Written request: Look through the listing for the word "page". Copy each line that has it.

Dataset entries:
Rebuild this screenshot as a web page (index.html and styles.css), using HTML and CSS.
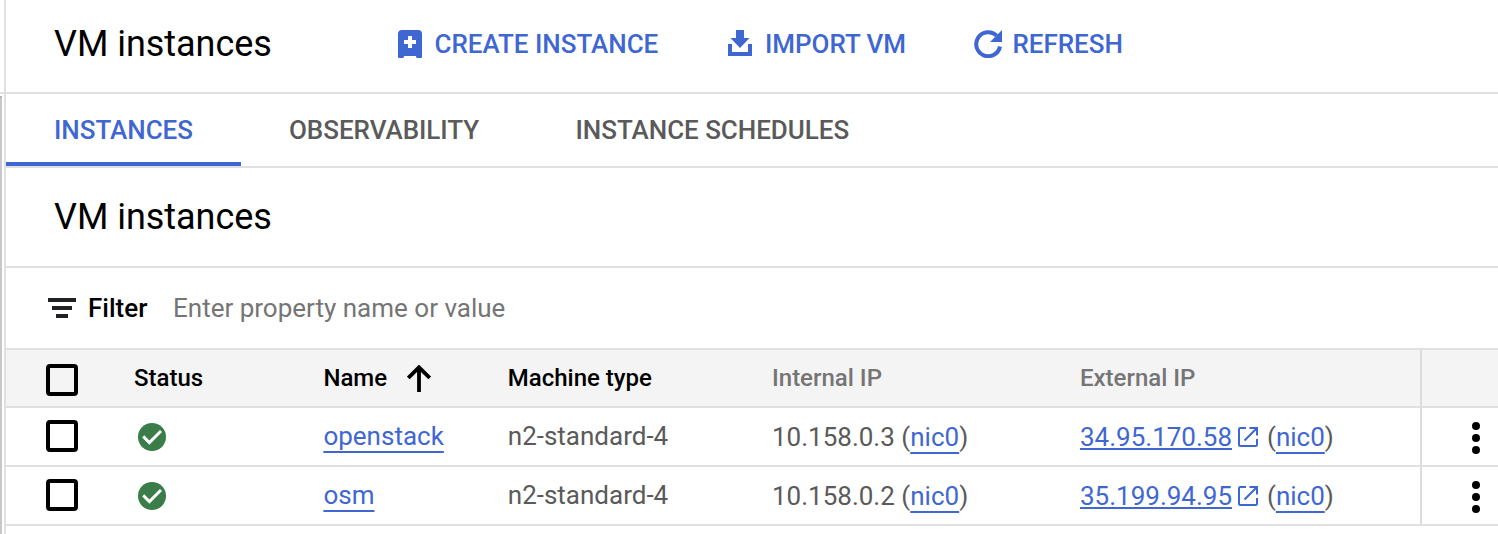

--

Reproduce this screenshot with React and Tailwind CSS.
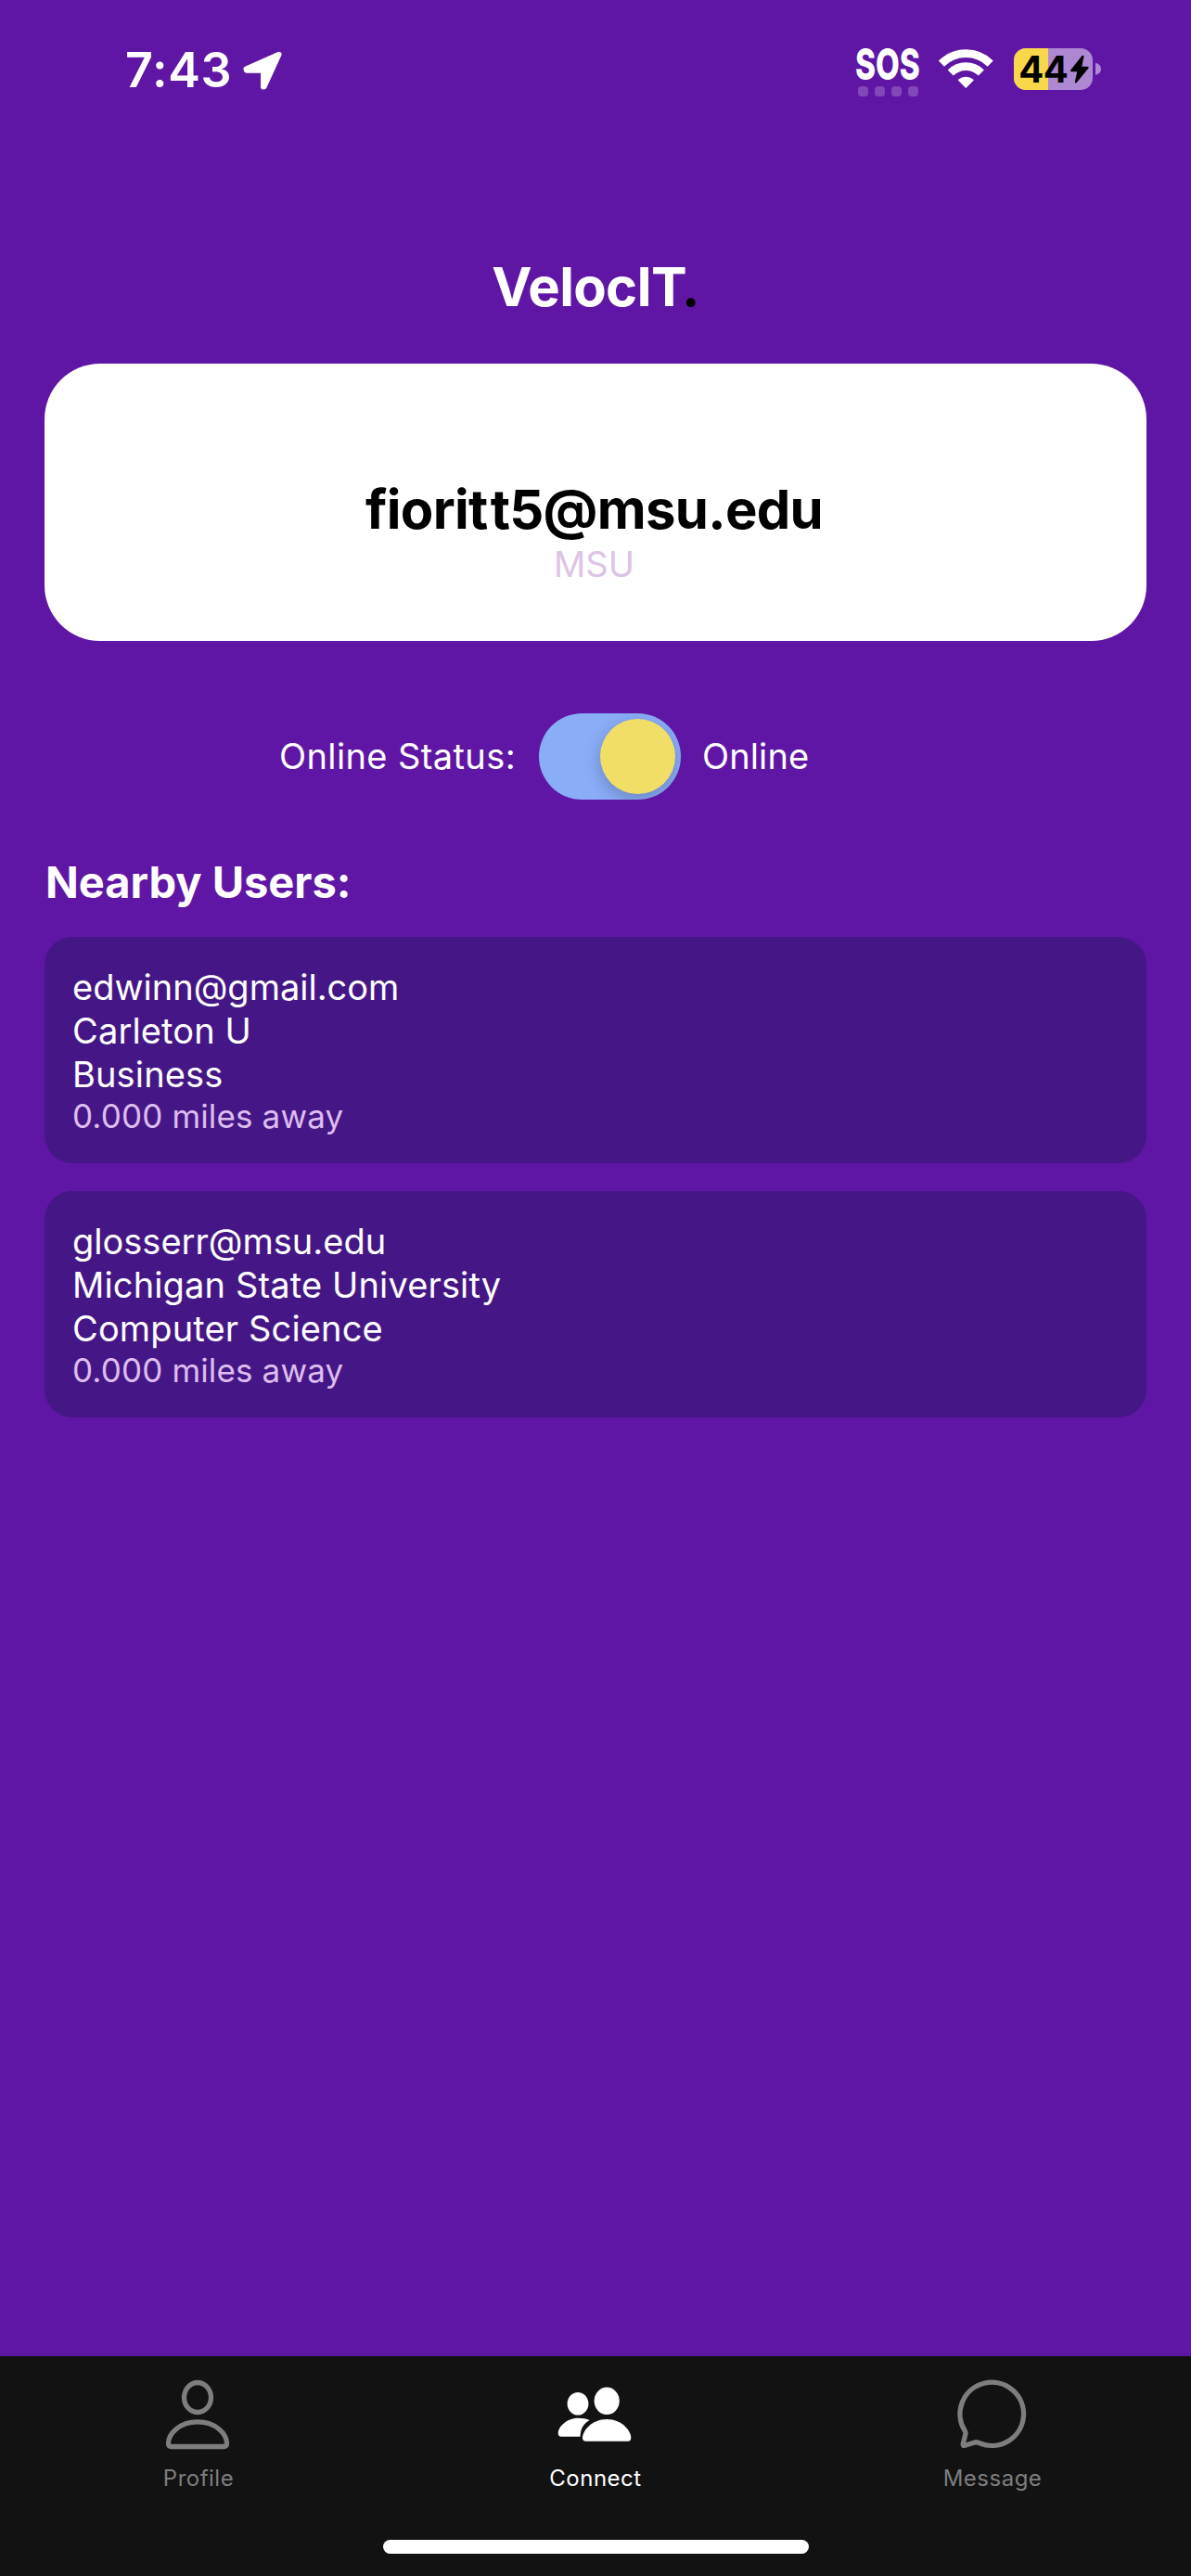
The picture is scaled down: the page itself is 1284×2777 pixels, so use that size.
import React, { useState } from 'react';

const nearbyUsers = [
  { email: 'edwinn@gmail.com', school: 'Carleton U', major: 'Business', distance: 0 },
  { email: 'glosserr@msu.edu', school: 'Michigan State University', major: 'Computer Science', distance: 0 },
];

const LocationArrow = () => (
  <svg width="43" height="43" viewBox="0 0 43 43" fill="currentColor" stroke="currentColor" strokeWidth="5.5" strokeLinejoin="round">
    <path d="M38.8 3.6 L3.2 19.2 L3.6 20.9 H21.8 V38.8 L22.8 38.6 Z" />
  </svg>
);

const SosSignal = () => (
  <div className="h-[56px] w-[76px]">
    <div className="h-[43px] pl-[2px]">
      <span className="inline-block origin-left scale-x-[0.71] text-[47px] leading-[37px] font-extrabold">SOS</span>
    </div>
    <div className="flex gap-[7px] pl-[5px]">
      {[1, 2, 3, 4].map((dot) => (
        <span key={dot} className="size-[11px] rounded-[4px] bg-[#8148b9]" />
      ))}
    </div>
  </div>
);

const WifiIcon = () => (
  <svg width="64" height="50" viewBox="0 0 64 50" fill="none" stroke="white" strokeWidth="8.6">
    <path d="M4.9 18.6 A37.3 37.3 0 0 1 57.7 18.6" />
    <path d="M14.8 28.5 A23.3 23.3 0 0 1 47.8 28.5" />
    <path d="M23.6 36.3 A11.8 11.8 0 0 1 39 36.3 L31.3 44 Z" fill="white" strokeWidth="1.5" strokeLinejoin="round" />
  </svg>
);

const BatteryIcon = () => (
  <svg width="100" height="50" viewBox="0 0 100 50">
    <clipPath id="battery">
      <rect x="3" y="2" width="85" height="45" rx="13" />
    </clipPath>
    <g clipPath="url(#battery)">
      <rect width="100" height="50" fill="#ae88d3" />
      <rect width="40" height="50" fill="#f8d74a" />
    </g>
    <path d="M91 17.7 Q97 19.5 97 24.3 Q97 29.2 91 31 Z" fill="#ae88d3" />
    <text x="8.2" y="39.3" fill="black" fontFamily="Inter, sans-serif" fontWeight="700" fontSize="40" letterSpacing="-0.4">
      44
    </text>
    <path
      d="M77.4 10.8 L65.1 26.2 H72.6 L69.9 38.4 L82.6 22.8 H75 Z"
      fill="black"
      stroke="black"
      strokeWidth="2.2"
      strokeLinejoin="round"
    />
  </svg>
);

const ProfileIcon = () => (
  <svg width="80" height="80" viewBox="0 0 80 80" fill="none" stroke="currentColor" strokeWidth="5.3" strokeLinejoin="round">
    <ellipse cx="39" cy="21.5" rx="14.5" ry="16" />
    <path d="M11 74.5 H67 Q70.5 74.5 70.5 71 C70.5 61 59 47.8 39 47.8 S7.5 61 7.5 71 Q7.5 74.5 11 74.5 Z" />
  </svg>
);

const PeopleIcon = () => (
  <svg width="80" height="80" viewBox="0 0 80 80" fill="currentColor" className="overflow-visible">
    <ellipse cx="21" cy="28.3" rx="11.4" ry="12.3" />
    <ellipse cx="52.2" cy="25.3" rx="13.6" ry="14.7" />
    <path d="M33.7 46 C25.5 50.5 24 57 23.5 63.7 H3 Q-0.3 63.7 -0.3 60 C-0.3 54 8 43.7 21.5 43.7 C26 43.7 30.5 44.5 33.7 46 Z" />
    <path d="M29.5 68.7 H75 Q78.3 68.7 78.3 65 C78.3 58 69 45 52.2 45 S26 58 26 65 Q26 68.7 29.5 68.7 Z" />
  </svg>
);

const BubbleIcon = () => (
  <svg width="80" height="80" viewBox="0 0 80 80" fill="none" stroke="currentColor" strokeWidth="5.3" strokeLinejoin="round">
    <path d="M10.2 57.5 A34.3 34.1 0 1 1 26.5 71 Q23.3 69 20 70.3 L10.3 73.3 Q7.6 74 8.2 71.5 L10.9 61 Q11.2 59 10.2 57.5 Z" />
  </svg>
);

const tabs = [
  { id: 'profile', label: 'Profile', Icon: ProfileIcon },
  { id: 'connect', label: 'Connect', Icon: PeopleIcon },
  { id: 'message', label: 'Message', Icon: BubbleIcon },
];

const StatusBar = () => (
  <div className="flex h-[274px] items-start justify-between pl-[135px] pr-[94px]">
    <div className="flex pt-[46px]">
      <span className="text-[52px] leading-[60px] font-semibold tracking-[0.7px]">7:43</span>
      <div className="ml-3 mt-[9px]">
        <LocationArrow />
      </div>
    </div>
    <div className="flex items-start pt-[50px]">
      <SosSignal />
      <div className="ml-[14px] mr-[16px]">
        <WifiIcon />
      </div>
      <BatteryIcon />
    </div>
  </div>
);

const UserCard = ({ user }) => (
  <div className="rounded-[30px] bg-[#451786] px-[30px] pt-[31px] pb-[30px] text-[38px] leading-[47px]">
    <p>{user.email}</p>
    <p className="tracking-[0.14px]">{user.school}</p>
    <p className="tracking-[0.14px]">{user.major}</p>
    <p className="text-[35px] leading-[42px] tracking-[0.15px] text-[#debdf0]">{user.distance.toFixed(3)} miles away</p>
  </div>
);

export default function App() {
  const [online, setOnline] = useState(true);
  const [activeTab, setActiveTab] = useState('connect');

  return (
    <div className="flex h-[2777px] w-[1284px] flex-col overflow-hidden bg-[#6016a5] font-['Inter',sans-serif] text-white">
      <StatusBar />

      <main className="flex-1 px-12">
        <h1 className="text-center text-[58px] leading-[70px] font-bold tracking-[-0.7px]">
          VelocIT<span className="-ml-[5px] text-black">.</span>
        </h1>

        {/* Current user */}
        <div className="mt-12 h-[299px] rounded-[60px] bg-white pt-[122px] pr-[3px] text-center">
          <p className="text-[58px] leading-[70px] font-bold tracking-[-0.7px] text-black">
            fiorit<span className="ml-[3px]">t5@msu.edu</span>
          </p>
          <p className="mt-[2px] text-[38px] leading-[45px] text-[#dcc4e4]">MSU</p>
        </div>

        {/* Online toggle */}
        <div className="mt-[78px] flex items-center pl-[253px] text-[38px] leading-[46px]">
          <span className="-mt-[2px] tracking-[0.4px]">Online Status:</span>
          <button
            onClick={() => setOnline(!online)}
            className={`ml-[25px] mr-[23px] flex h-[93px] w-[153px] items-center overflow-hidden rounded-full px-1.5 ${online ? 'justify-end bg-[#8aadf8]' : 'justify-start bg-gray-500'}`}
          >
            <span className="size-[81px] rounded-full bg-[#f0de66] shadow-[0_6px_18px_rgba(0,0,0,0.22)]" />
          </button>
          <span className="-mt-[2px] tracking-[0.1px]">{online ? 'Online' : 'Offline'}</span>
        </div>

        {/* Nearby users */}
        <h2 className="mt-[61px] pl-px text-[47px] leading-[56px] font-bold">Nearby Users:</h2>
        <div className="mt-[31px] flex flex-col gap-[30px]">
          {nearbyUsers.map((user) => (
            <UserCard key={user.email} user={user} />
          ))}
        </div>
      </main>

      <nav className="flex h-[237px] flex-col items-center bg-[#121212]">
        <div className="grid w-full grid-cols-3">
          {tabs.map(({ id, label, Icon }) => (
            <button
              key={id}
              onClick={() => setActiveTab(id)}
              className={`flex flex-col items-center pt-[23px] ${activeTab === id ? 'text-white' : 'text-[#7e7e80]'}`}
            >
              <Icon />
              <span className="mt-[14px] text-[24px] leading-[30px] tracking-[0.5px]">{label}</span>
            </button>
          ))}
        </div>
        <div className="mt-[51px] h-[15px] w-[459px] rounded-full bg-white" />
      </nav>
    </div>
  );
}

Expected output:
Rebuild this screenshot as a web page (index.html and styles.css), using HTML and CSS.
The picture is scaled down: the page itself is 1284×2777 pixels, so use that size.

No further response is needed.